Mounir Fatmi: A Savage Mind
Keitelman Gallery, Brussels Hoofdstedelijk Gewest, Brussels, 12/09/2016 - 03/24/2017
At the end of the year, the Keitelman Gallery has the honor of opening the second solo exhibition of the artist mounir fatmi, whose international renown steadily continues to grow. The exhibition presents a body of work (sculptures, photographs, and drawings) that address several themes dear to the artist: Confrontation between cultures, unfortunately often taking place in the form of violence, the subject of language and knowledge, and even the relationship between said knowledge and so-called ignorance. The questions that are posed around these themes manifest into forms that embody all the ambiguities of the time. Some of the implicit queries whispered throughout the works are these: How does the meeting between the one who “can do” and one who “knows how to speak of what is done” play out? Or, what is the relationship between the people who make up society on a daily basis and those who govern it? In other words: what is the relationship between a craftsman (the who does) and a machine (an engineered product that synthesizes, and thus simplifies thought and expertise)? In this exhibition and in the work of fatmi in general, it is as if a comparison has already been made, but is never fully at rest between the duo consisting of the “savage” and the “scholar”.
The three-part work Racines (Roots) reveals a drawing made of antenna cables. The pattern seen is reminiscent of Arab-Islamic art that has developed throughout history in the field of abstraction as religion forbade the representation of the human figure. Nevertheless, this work is a tribute to the architect, the handyman, and to all the anonymous individuals that create the status quo.
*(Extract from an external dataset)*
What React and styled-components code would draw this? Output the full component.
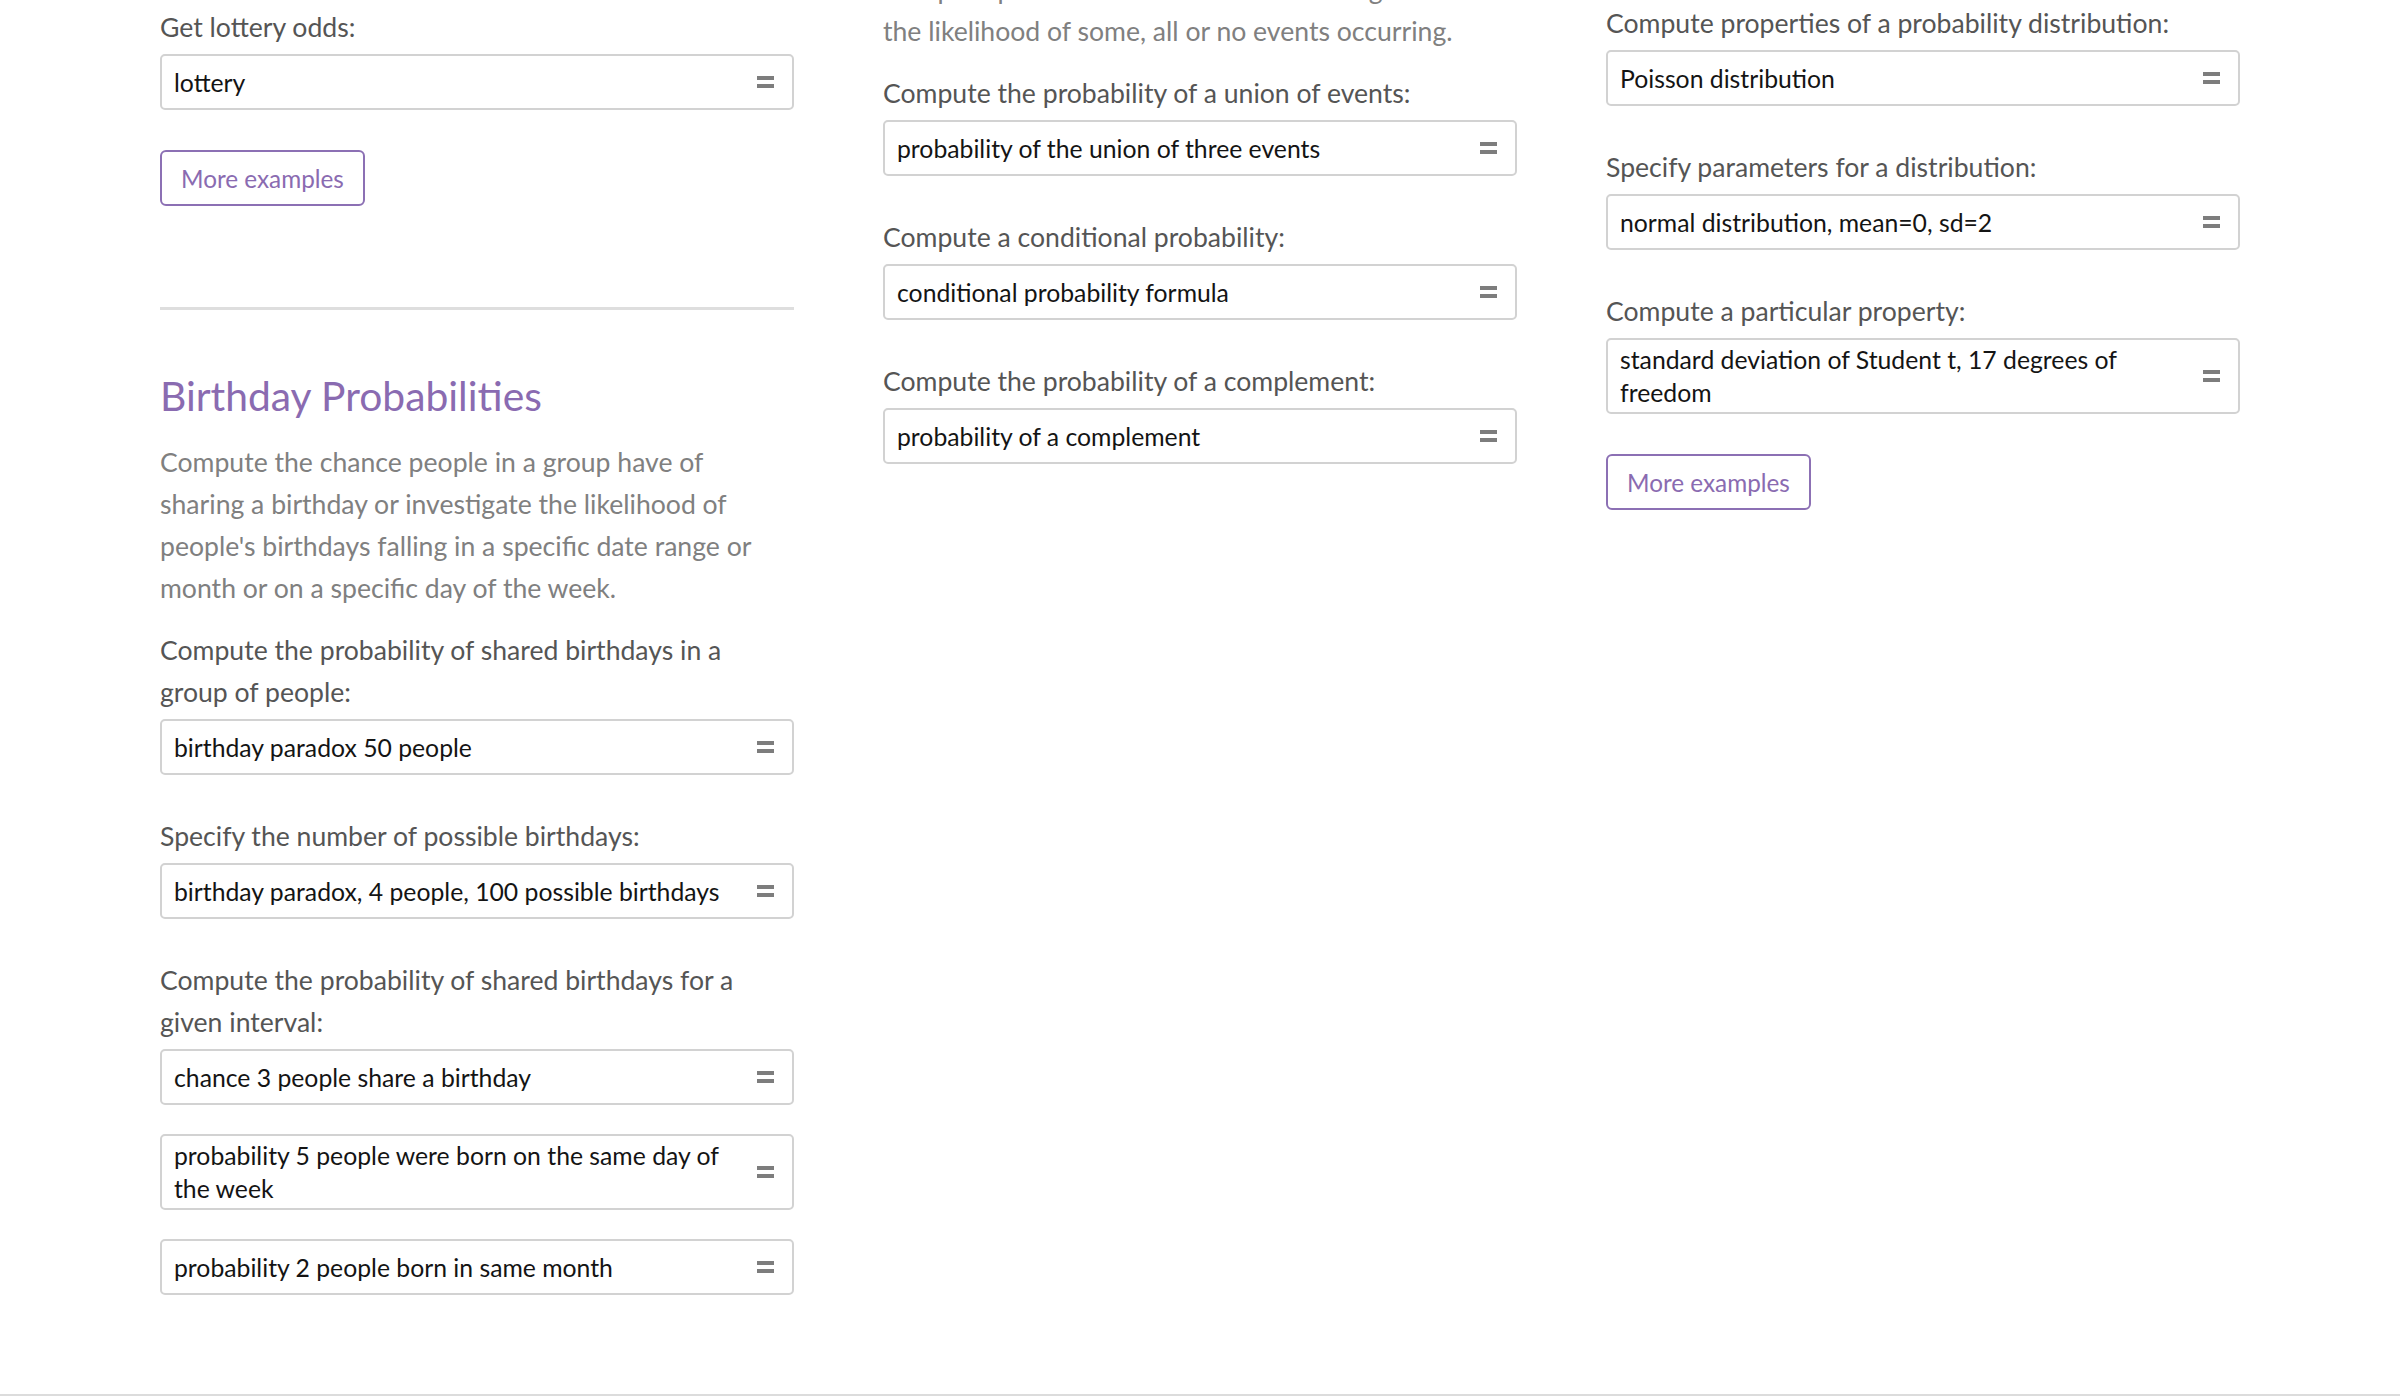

Like all of fatmi's sculptural work, Racines is an aesthetic trap. The eye becomes desperately lost as it searches for a beginning, an end, a center, an exit... During this moment in history when the notions of identity and boundaries come more into focus and are reflected by extremes, the Racines sculpture functions as a projection screen. Visitors may project their fears and hopes, and may question their place in this world.